# OBJECTIVE
How many of the lines below include "this"? Give the number and no other words.

# DATASET EXCERPT
————

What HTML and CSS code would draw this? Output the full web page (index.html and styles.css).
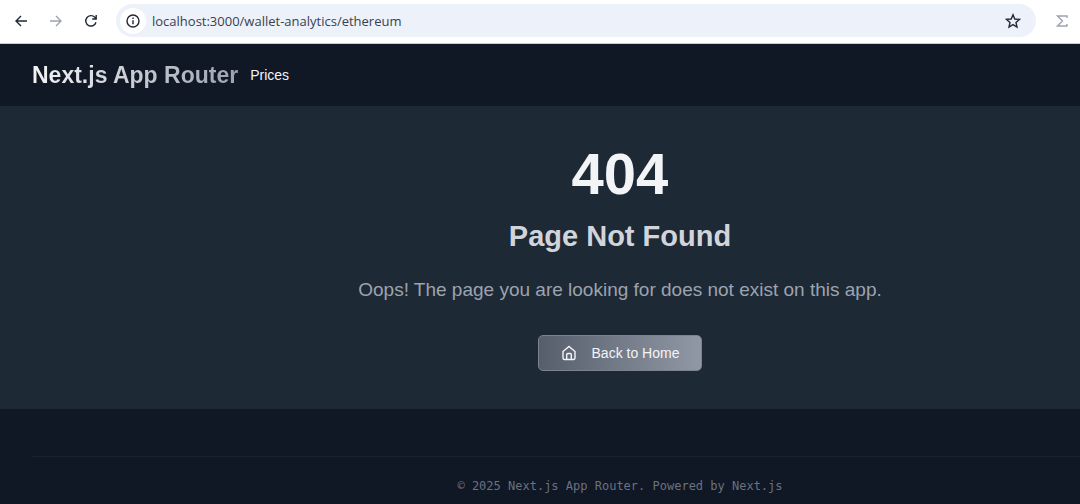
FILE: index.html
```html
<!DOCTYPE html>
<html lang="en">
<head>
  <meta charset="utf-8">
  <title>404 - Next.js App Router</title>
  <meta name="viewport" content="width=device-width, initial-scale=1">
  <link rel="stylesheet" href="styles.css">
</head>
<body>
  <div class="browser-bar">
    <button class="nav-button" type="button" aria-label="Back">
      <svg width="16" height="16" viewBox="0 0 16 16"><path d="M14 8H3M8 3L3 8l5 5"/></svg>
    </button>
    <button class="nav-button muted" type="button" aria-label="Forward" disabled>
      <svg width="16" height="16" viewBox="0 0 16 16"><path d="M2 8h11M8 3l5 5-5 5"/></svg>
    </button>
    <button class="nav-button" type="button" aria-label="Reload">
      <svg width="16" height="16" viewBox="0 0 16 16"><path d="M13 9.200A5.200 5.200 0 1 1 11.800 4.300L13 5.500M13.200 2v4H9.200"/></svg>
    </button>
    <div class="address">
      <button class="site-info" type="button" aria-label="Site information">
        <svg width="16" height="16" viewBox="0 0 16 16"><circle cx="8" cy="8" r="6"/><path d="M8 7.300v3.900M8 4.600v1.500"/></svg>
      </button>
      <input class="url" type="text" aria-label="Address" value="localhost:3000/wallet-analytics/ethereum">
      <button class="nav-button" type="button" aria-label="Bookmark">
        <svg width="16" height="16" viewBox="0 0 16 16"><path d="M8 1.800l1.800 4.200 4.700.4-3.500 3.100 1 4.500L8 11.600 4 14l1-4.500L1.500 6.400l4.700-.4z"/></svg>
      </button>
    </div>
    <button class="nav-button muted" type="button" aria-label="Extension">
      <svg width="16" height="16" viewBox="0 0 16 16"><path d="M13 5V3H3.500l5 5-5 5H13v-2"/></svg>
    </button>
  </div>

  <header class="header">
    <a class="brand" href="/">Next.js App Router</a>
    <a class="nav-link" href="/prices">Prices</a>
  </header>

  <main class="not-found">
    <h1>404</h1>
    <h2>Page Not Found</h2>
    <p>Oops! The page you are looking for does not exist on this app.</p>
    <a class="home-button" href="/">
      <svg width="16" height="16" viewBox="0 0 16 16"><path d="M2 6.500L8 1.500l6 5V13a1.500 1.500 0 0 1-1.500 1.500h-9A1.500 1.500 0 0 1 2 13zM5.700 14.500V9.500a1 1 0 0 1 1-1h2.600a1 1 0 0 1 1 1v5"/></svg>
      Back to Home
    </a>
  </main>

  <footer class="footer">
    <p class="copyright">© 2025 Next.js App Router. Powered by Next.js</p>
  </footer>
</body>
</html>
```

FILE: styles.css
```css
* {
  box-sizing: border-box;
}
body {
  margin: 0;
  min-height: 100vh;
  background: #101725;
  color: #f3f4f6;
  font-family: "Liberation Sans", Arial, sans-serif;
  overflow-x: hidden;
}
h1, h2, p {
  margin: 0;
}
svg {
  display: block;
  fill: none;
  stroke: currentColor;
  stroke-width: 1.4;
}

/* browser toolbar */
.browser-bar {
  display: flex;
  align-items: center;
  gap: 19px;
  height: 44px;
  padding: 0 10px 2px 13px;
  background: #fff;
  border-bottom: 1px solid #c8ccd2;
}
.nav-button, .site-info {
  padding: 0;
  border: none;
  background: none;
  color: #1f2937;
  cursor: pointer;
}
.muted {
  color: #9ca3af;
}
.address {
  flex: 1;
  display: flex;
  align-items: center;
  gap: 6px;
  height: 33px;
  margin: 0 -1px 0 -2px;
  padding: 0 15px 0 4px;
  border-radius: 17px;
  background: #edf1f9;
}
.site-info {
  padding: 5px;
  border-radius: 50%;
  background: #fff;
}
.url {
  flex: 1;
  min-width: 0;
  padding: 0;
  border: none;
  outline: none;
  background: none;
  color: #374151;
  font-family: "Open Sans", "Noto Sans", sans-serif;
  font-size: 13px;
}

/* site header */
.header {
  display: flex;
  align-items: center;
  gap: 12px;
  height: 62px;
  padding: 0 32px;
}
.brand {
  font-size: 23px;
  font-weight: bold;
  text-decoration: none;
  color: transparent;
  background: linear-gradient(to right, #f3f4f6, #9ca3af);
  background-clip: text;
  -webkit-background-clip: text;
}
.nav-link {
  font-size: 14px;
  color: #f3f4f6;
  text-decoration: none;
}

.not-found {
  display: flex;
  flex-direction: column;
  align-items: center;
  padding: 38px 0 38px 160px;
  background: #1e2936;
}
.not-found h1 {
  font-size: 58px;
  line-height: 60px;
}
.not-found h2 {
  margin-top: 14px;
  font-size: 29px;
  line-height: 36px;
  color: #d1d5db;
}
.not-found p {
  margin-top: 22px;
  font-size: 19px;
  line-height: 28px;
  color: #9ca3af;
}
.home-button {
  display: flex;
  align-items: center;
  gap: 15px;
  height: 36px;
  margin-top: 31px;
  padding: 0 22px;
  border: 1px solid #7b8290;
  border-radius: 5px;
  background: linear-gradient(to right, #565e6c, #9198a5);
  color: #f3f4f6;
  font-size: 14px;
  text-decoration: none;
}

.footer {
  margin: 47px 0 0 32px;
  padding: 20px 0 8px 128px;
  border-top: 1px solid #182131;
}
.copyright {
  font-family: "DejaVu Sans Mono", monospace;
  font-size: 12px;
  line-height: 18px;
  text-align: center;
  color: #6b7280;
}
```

————

# TASK SOLUTION
2